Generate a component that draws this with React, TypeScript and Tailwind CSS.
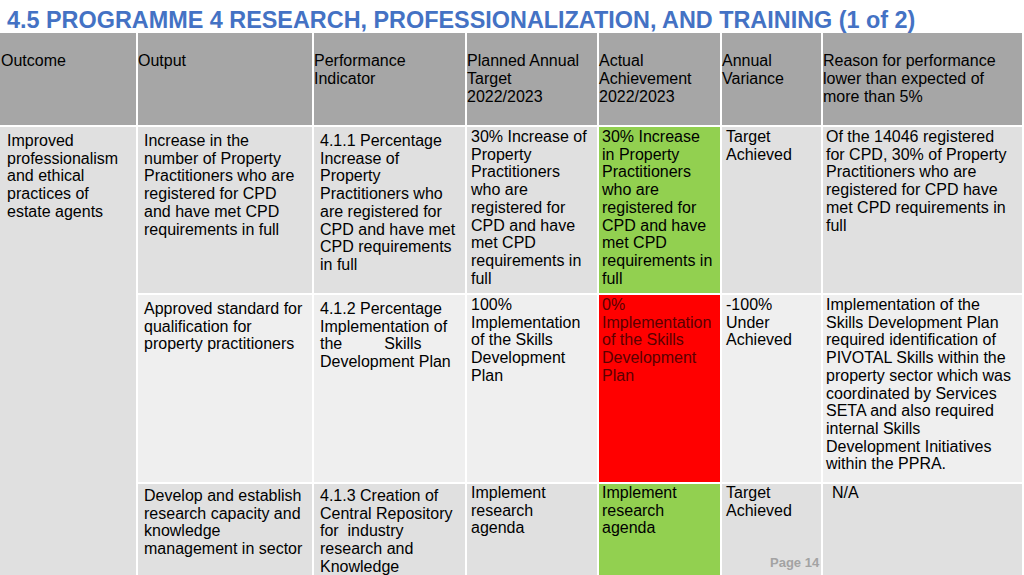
import type { ReactNode } from "react";

type Cell = {
  lines: ReactNode[];
  bg: string;
  pad: string;
  text?: string;
};

const headers = [
  ["Outcome"],
  ["Output"],
  ["Performance", "Indicator"],
  ["Planned Annual", "Target", "2022/2023"],
  ["Actual", "Achievement", "2022/2023"],
  ["Annual", "Variance"],
  ["Reason for performance", "lower than expected of", "more than 5%"],
];

const rowA = "bg-[#e0e0e0]";
const rowB = "bg-[#efefef]";
const green = "bg-[#92d050]";
const red = "bg-[#ff0000]";

const rows: Cell[][] = [
  [
    {
      lines: ["Increase in the", "number of Property", "Practitioners who are", "registered for CPD", "and have met CPD", "requirements in full"],
      bg: rowA,
      pad: "pl-[6px] pt-[5px]",
    },
    {
      lines: ["4.1.1 Percentage", "Increase of", "Property", "Practitioners who", "are registered for", "CPD and have met", "CPD requirements", "in full"],
      bg: rowA,
      pad: "pl-[6px] pt-[5px]",
    },
    {
      lines: ["30% Increase of", "Property", "Practitioners", "who are", "registered for", "CPD and have", "met CPD", "requirements in", "full"],
      bg: rowA,
      pad: "pl-[4px] pt-[1px]",
    },
    {
      lines: ["30% Increase", "in Property", "Practitioners", "who are", "registered for", "CPD and have", "met CPD", "requirements in", "full"],
      bg: green,
      pad: "pl-[3px] pt-[1px]",
    },
    { lines: ["Target", "Achieved"], bg: rowA, pad: "pl-[4px] pt-[1px]" },
    {
      lines: ["Of the 14046 registered", "for CPD, 30% of Property", "Practitioners who are", "registered for CPD have", "met CPD requirements in", "full"],
      bg: rowA,
      pad: "pl-[3px] pt-[1px]",
    },
  ],
  [
    {
      lines: ["Approved standard for", "qualification for", "property practitioners"],
      bg: rowB,
      pad: "pl-[6px] pt-[5px]",
    },
    {
      lines: [
        "4.1.2 Percentage",
        "Implementation of",
        <>
          <span>the</span>
          <span className="ml-[42px]">Skills</span>
        </>,
        "Development Plan",
      ],
      bg: rowB,
      pad: "pl-[6px] pt-[5px]",
    },
    {
      lines: ["100%", "Implementation", "of the Skills", "Development", "Plan"],
      bg: rowB,
      pad: "pl-[4px] pt-[1px]",
    },
    {
      lines: ["0%", "Implementation", "of the Skills", "Development", "Plan"],
      bg: red,
      pad: "pl-[3px] pt-[1px]",
      text: "text-[#5a0000]",
    },
    { lines: ["-100%", "Under", "Achieved"], bg: rowB, pad: "pl-[4px] pt-[1px]" },
    {
      lines: [
        "Implementation of the",
        "Skills Development Plan",
        "required identification of",
        "PIVOTAL Skills within the",
        "property sector which was",
        "coordinated by Services",
        "SETA and also required",
        "internal Skills",
        "Development Initiatives",
        "within the PPRA.",
      ],
      bg: rowB,
      pad: "pl-[3px] pt-[1px]",
    },
  ],
  [
    {
      lines: ["Develop and establish", "research capacity and", "knowledge", "management in sector"],
      bg: rowA,
      pad: "pl-[6px] pt-[3px]",
    },
    {
      lines: ["4.1.3 Creation of", "Central Repository", "for  industry", "research and", "Knowledge"],
      bg: rowA,
      pad: "pl-[6px] pt-[3px]",
    },
    { lines: ["Implement", "research", "agenda"], bg: rowA, pad: "pl-[4px] pt-0" },
    { lines: ["Implement", "research", "agenda"], bg: green, pad: "pl-[3px] pt-0" },
    { lines: ["Target", "Achieved"], bg: rowA, pad: "pl-[4px] pt-0" },
    { lines: ["N/A"], bg: rowA, pad: "pl-[9px] pt-0" },
  ],
];

function Lines({ lines }: { lines: ReactNode[] }) {
  return (
    <>
      {lines.map((l, i) => (
        <div key={i} className="whitespace-pre">
          {l}
        </div>
      ))}
    </>
  );
}

export default function App() {
  return (
    <div className="relative h-[575px] w-[1024px] overflow-hidden bg-white font-['Liberation_Sans',Arial,sans-serif] text-black">
      <div className="h-[33px] pl-[7px] pt-[9px] text-[23.4px] font-bold leading-none text-[#4472c4]">
        4.5 PROGRAMME 4 RESEARCH, PROFESSIONALIZATION, AND TRAINING (1 of 2)
      </div>

      <div className="grid w-[1022px] grid-cols-[136px_174px_151px_130px_121px_99px_199px] grid-rows-[92px_166px_187px_100px] gap-[2px] text-[16px]">
        {headers.map((h, i) => (
          <div key={i} className={`bg-[#a6a6a6] ${i === 0 ? "pl-[1px]" : "pl-0"} pt-[19px] leading-[18px]`}>
            <Lines lines={h} />
          </div>
        ))}

        <div className="row-span-3 bg-[#e0e0e0] pl-[7px] pt-[5px] leading-[17.7px]">
          <Lines lines={["Improved", "professionalism", "and ethical", "practices of", "estate agents"]} />
        </div>

        {rows.map((row, r) =>
          row.map((c, i) => (
            <div key={`${r}-${i}`} className={`${c.bg} ${c.pad} ${c.text ?? ""} leading-[17.7px]`}>
              <Lines lines={c.lines} />
            </div>
          ))
        )}
      </div>

      <div className="absolute left-[770px] top-[556px] text-[13px] font-bold leading-none text-[#a3a3a3]">
        Page 14
      </div>
    </div>
  );
}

■ **TASK TO COMPLETE**
Except for the pictures, give all the material above again verbatim.

■ **EXERCISE RESULT**
Generate a component that draws this with React, TypeScript and Tailwind CSS.
import type { ReactNode } from "react";

type Cell = {
  lines: ReactNode[];
  bg: string;
  pad: string;
  text?: string;
};

const headers = [
  ["Outcome"],
  ["Output"],
  ["Performance", "Indicator"],
  ["Planned Annual", "Target", "2022/2023"],
  ["Actual", "Achievement", "2022/2023"],
  ["Annual", "Variance"],
  ["Reason for performance", "lower than expected of", "more than 5%"],
];

const rowA = "bg-[#e0e0e0]";
const rowB = "bg-[#efefef]";
const green = "bg-[#92d050]";
const red = "bg-[#ff0000]";

const rows: Cell[][] = [
  [
    {
      lines: ["Increase in the", "number of Property", "Practitioners who are", "registered for CPD", "and have met CPD", "requirements in full"],
      bg: rowA,
      pad: "pl-[6px] pt-[5px]",
    },
    {
      lines: ["4.1.1 Percentage", "Increase of", "Property", "Practitioners who", "are registered for", "CPD and have met", "CPD requirements", "in full"],
      bg: rowA,
      pad: "pl-[6px] pt-[5px]",
    },
    {
      lines: ["30% Increase of", "Property", "Practitioners", "who are", "registered for", "CPD and have", "met CPD", "requirements in", "full"],
      bg: rowA,
      pad: "pl-[4px] pt-[1px]",
    },
    {
      lines: ["30% Increase", "in Property", "Practitioners", "who are", "registered for", "CPD and have", "met CPD", "requirements in", "full"],
      bg: green,
      pad: "pl-[3px] pt-[1px]",
    },
    { lines: ["Target", "Achieved"], bg: rowA, pad: "pl-[4px] pt-[1px]" },
    {
      lines: ["Of the 14046 registered", "for CPD, 30% of Property", "Practitioners who are", "registered for CPD have", "met CPD requirements in", "full"],
      bg: rowA,
      pad: "pl-[3px] pt-[1px]",
    },
  ],
  [
    {
      lines: ["Approved standard for", "qualification for", "property practitioners"],
      bg: rowB,
      pad: "pl-[6px] pt-[5px]",
    },
    {
      lines: [
        "4.1.2 Percentage",
        "Implementation of",
        <>
          <span>the</span>
          <span className="ml-[42px]">Skills</span>
        </>,
        "Development Plan",
      ],
      bg: rowB,
      pad: "pl-[6px] pt-[5px]",
    },
    {
      lines: ["100%", "Implementation", "of the Skills", "Development", "Plan"],
      bg: rowB,
      pad: "pl-[4px] pt-[1px]",
    },
    {
      lines: ["0%", "Implementation", "of the Skills", "Development", "Plan"],
      bg: red,
      pad: "pl-[3px] pt-[1px]",
      text: "text-[#5a0000]",
    },
    { lines: ["-100%", "Under", "Achieved"], bg: rowB, pad: "pl-[4px] pt-[1px]" },
    {
      lines: [
        "Implementation of the",
        "Skills Development Plan",
        "required identification of",
        "PIVOTAL Skills within the",
        "property sector which was",
        "coordinated by Services",
        "SETA and also required",
        "internal Skills",
        "Development Initiatives",
        "within the PPRA.",
      ],
      bg: rowB,
      pad: "pl-[3px] pt-[1px]",
    },
  ],
  [
    {
      lines: ["Develop and establish", "research capacity and", "knowledge", "management in sector"],
      bg: rowA,
      pad: "pl-[6px] pt-[3px]",
    },
    {
      lines: ["4.1.3 Creation of", "Central Repository", "for  industry", "research and", "Knowledge"],
      bg: rowA,
      pad: "pl-[6px] pt-[3px]",
    },
    { lines: ["Implement", "research", "agenda"], bg: rowA, pad: "pl-[4px] pt-0" },
    { lines: ["Implement", "research", "agenda"], bg: green, pad: "pl-[3px] pt-0" },
    { lines: ["Target", "Achieved"], bg: rowA, pad: "pl-[4px] pt-0" },
    { lines: ["N/A"], bg: rowA, pad: "pl-[9px] pt-0" },
  ],
];

function Lines({ lines }: { lines: ReactNode[] }) {
  return (
    <>
      {lines.map((l, i) => (
        <div key={i} className="whitespace-pre">
          {l}
        </div>
      ))}
    </>
  );
}

export default function App() {
  return (
    <div className="relative h-[575px] w-[1024px] overflow-hidden bg-white font-['Liberation_Sans',Arial,sans-serif] text-black">
      <div className="h-[33px] pl-[7px] pt-[9px] text-[23.4px] font-bold leading-none text-[#4472c4]">
        4.5 PROGRAMME 4 RESEARCH, PROFESSIONALIZATION, AND TRAINING (1 of 2)
      </div>

      <div className="grid w-[1022px] grid-cols-[136px_174px_151px_130px_121px_99px_199px] grid-rows-[92px_166px_187px_100px] gap-[2px] text-[16px]">
        {headers.map((h, i) => (
          <div key={i} className={`bg-[#a6a6a6] ${i === 0 ? "pl-[1px]" : "pl-0"} pt-[19px] leading-[18px]`}>
            <Lines lines={h} />
          </div>
        ))}

        <div className="row-span-3 bg-[#e0e0e0] pl-[7px] pt-[5px] leading-[17.7px]">
          <Lines lines={["Improved", "professionalism", "and ethical", "practices of", "estate agents"]} />
        </div>

        {rows.map((row, r) =>
          row.map((c, i) => (
            <div key={`${r}-${i}`} className={`${c.bg} ${c.pad} ${c.text ?? ""} leading-[17.7px]`}>
              <Lines lines={c.lines} />
            </div>
          ))
        )}
      </div>

      <div className="absolute left-[770px] top-[556px] text-[13px] font-bold leading-none text-[#a3a3a3]">
        Page 14
      </div>
    </div>
  );
}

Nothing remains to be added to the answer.